On the other side of the story, the pressure acting on the Li|SE interfaces can play a positive role in achieving a higher CCD. For instance, Li yield under the pressure from a current collector (CC) was presumed to cause horizontal plastic flow to increase the Li|SE interface area of anode-free SSBs, thus promoting the uniformity of Li deposition19. Recent works also suggested the positive effect of stack pressure, which can aid in replenishing the Li at the interface and mitigating void formation during stripping20,21,22,23. However, these hypotheses remain unverified, due to the lack of direct real-time observation of the buried Li|SE interfaces upon charge/discharge.

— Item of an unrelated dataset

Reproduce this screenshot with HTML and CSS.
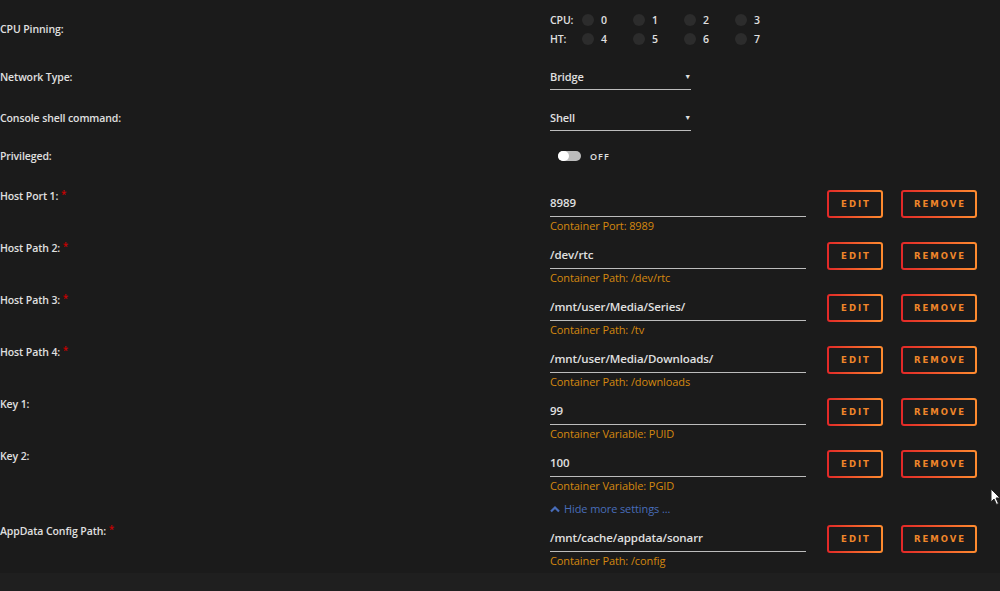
FILE: index.html
```html
<!DOCTYPE html>
<html lang="en">
<head>
    <meta charset="UTF-8">
    <title>Docker container settings</title>
    <link rel="stylesheet" href="styles.css">
</head>
<body>
    <div class="page">
        <div class="settings">
            <!-- cpu pinning -->
            <div class="row row-cpu">
                <div class="label">CPU Pinning:</div>
                <div class="field">
                    <div class="cpu-line">
                        <span class="cpu-name">CPU:</span>
                        <span class="cpu"><i class="dot"></i>0</span>
                        <span class="cpu"><i class="dot"></i>1</span>
                        <span class="cpu"><i class="dot"></i>2</span>
                        <span class="cpu"><i class="dot"></i>3</span>
                    </div>
                    <div class="cpu-line">
                        <span class="cpu-name">HT:</span>
                        <span class="cpu"><i class="dot"></i>4</span>
                        <span class="cpu"><i class="dot"></i>5</span>
                        <span class="cpu"><i class="dot"></i>6</span>
                        <span class="cpu"><i class="dot"></i>7</span>
                    </div>
                </div>
            </div>

            <div class="row row-network">
                <div class="label">Network Type:</div>
                <div class="field">
                    <div class="select">Bridge<span class="caret">&#9660;</span></div>
                </div>
            </div>

            <div class="row row-console">
                <div class="label">Console shell command:</div>
                <div class="field">
                    <div class="select">Shell<span class="caret">&#9660;</span></div>
                </div>
            </div>

            <div class="row row-priv">
                <div class="label">Privileged:</div>
                <div class="field">
                    <span class="switch"><i class="knob"></i></span>
                    <span class="switch-text">OFF</span>
                </div>
            </div>

            <!-- port / path / variable entries -->
            <div class="row entry first">
                <div class="label">Host Port 1: <span class="req">*</span></div>
                <div class="field">
                    <div class="input-group">
                        <div class="input">8989</div>
                        <div class="hint">Container Port: 8989</div>
                    </div>
                    <button class="btn btn-edit">EDIT</button>
                    <button class="btn btn-remove">REMOVE</button>
                </div>
            </div>

            <div class="row entry">
                <div class="label">Host Path 2: <span class="req">*</span></div>
                <div class="field">
                    <div class="input-group">
                        <div class="input">/dev/rtc</div>
                        <div class="hint">Container Path: /dev/rtc</div>
                    </div>
                    <button class="btn btn-edit">EDIT</button>
                    <button class="btn btn-remove">REMOVE</button>
                </div>
            </div>

            <div class="row entry">
                <div class="label">Host Path 3: <span class="req">*</span></div>
                <div class="field">
                    <div class="input-group">
                        <div class="input">/mnt/user/Media/Series/</div>
                        <div class="hint">Container Path: /tv</div>
                    </div>
                    <button class="btn btn-edit">EDIT</button>
                    <button class="btn btn-remove">REMOVE</button>
                </div>
            </div>

            <div class="row entry">
                <div class="label">Host Path 4: <span class="req">*</span></div>
                <div class="field">
                    <div class="input-group">
                        <div class="input">/mnt/user/Media/Downloads/</div>
                        <div class="hint">Container Path: /downloads</div>
                    </div>
                    <button class="btn btn-edit">EDIT</button>
                    <button class="btn btn-remove">REMOVE</button>
                </div>
            </div>

            <div class="row entry">
                <div class="label">Key 1:</div>
                <div class="field">
                    <div class="input-group">
                        <div class="input">99</div>
                        <div class="hint">Container Variable: PUID</div>
                    </div>
                    <button class="btn btn-edit">EDIT</button>
                    <button class="btn btn-remove">REMOVE</button>
                </div>
            </div>

            <div class="row entry">
                <div class="label">Key 2:</div>
                <div class="field">
                    <div class="input-group">
                        <div class="input">100</div>
                        <div class="hint">Container Variable: PGID</div>
                    </div>
                    <button class="btn btn-edit">EDIT</button>
                    <button class="btn btn-remove">REMOVE</button>
                </div>
            </div>

            <div class="row row-more">
                <div class="label"></div>
                <div class="field">
                    <a class="more" href="#">
                        <svg width="10" height="8" viewBox="0 0 10 8"><path d="M1 6.5 L5 2.5 L9 6.5" fill="none" stroke="#486dba" stroke-width="2.2"/></svg>
                        Hide more settings ...
                    </a>
                </div>
            </div>

            <div class="row entry last">
                <div class="label">AppData Config Path: <span class="req">*</span></div>
                <div class="field">
                    <div class="input-group">
                        <div class="input">/mnt/cache/appdata/sonarr</div>
                        <div class="hint">Container Path: /config</div>
                    </div>
                    <button class="btn btn-edit">EDIT</button>
                    <button class="btn btn-remove">REMOVE</button>
                </div>
            </div>
        </div>
        <div class="footer"></div>
    </div>

    <svg class="cursor" width="12" height="18" viewBox="0 0 12 18">
        <path d="M1 1 L1 14 L4 11 L6.5 16.5 L8.5 15.5 L6 10 L10 10 Z" fill="#fff" stroke="#222" stroke-width="1"/>
    </svg>
</body>
</html>
```

FILE: styles.css
```css
*{
    box-sizing: border-box;
}
body{
    margin: 0;
    background-color: #1b1b1b;
    color: #e0e0e0;
    font-family: "Open Sans", "Noto Sans", sans-serif;
    font-size: 10.5px;
    font-weight: 600;
    letter-spacing: -0.1px;
}
.page{
    display: flex;
    flex-direction: column;
    min-height: 100vh;
}
.settings{
    flex: 1;
}
.footer{
    height: 18px;
    background-color: #1f1f1f;
}
.row{
    display: grid;
    grid-template-columns: 550px 1fr;
}
.label{
    line-height: 14px;
}
.req{
    color: #c70000;
    font-size: 10px;
    position: relative;
    top: -2px;
}

/* cpu pinning */
.row-cpu{
    padding-top: 10px;
    align-items: center;
}
.cpu-line{
    display: flex;
    align-items: center;
    height: 19px;
}
.cpu-name{
    width: 32px;
}
.cpu{
    display: flex;
    align-items: center;
    width: 51px;
}
.dot{
    width: 12px;
    height: 12px;
    border-radius: 50%;
    background-color: #2c2c2c;
    margin-right: 7px;
}

/* dropdowns */
.row-network{
    margin-top: 16px;
    align-items: center;
}
.row-console{
    margin-top: 15px;
    align-items: center;
}
.select{
    position: relative;
    width: 141px;
    height: 26px;
    line-height: 26px;
    font-size: 11px;
    border-bottom: 1px solid #bdbdbd;
}
.caret{
    position: absolute;
    right: 0;
    top: 0;
    font-size: 7px;
}

/* switch */
.row-priv{
    margin-top: 14px;
    height: 22px;
    align-items: center;
}
.row-priv .field{
    display: flex;
    align-items: center;
}
.switch{
    position: relative;
    width: 23px;
    height: 10px;
    margin-left: 8px;
    border-radius: 5px;
    background-color: #bcbcbc;
}
.knob{
    position: absolute;
    left: 0;
    top: 0;
    width: 11px;
    height: 10px;
    border-radius: 5px;
    background-color: #fff;
}
.switch-text{
    margin-left: 9px;
    font-size: 9px;
    letter-spacing: 1px;
}

/* entries */
.entry{
    margin-bottom: 8px;
}
.entry.first{
    margin-top: 23px;
}
.entry.last{
    margin-bottom: 0;
}
.entry .label{
    margin-top: -1px;
}
.entry .field{
    display: flex;
    align-items: flex-start;
}
.input-group{
    width: 256px;
}
.input{
    height: 27px;
    line-height: 26px;
    font-size: 11.5px;
    border-bottom: 1px solid #bdbdbd;
}
.hint{
    margin-top: 1px;
    line-height: 16px;
    color: #d4880f;
    font-size: 11px;
    font-weight: 500;
}
.btn{
    height: 28px;
    margin: 0;
    padding: 0;
    border: 2px solid transparent;
    border-radius: 3px;
    background: linear-gradient(#1b1b1b, #1b1b1b) padding-box,
                linear-gradient(90deg, #e22828, #ff8c2f) border-box;
    color: #f0862a;
    font-family: "DejaVu Sans", sans-serif;
    font-size: 8.5px;
    font-weight: bold;
    letter-spacing: 2px;
    text-indent: 2px;
}
.btn-edit{
    width: 56px;
    margin-left: 21px;
}
.btn-remove{
    width: 76px;
    margin-left: 18px;
}

/* hide more settings */
.row-more{
    margin-top: -1px;
    margin-bottom: 8px;
}
.more{
    display: flex;
    align-items: center;
    gap: 4px;
    line-height: 16px;
    color: #486dba;
    font-size: 11px;
    text-decoration: none;
    font-weight: 500;
}

.cursor{
    position: absolute;
    left: 990px;
    top: 488px;
}
```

Herein, we adopt single-crystal LLZO as a model SE to study the above issues by constructing a Li|LLZO|CC nanobattery that allows for cross-sectional observation of the interface dynamics by transmission electron microscopy (TEM). Various interface behaviors are in situ visualized and linked with the Li-deposition-induced stress that relies highly on the local current density and mechanical constraint. We uncover the dual roles of such stresses in stabilizing the Li|LLZO interface: enabling homogeneous Li deposition by creeping (positive role) and initiating the crack and Li penetration in single-crystal LLZO (negative role). The latter offers strong evidence of stress up to GPa or even 10 GPa level, as also confirmed by chemo-mechanical simulations, which can crack LLZO by cleavage regardless of the surface defect size. By weakening the mechanical constraint, we demonstrate the damage-free Li deposition at a current density up to A·cm−2 level. Based on these controlled experiments, potential ways to improve the CCD of SEs via fast mass/stress release at the Li|SE interface are also suggested.

## Results

### Low-rate deposition of Li at the LLZO|CC interfaces

The Li|LLZO|CC nanobattery setup in TEM is schematically illustrated in Fig. 1a. A piece of Li metal adhered to a copper rod served as the Li source, and the LLZO particles semi-submerged in Li metal acted as the solid electrolyte. A metal probe was manipulated to form a contact with LLZO to mimic the “hot spots” at the CC|SE interface of anode-free SSBs. Ta-doped LLZO (Li6.4La3Zr1.4Ta0.6O12) was selected as a model SE for this study. As shown in Supplementary Figs. 15, the single-crystal nature of these LLZO particles was revealed by thorough structural, compositional, and size analyses via high-resolution TEM, selected area electron diffraction (SAED), energy dispersive spectroscopy elemental mapping, and scanning electron microscopy. Upon applying a positive potential to the Li source, Li deposition at the CC|LLZO contact can be triggered and visualized by TEM. In a practical SSB, the CC|SE interface is usually uneven, resulting in local contacts and gaps randomly distributed along the interface19,24. These contact points tend to become the “hot spots” for Li deposition and even penetration, which normally happens under a certain amount of local pressure. To create such a hot spot at the CC|LLZO interface, different CCs were adopted to create the CC|LLZO interfaces with strong, variable, and weak mechanical constraints (or pressure), respectively (the quantitative evaluations of mechanical constraints of these CCs by in situ mechanical tests are presented in Supplementary Fig. 6).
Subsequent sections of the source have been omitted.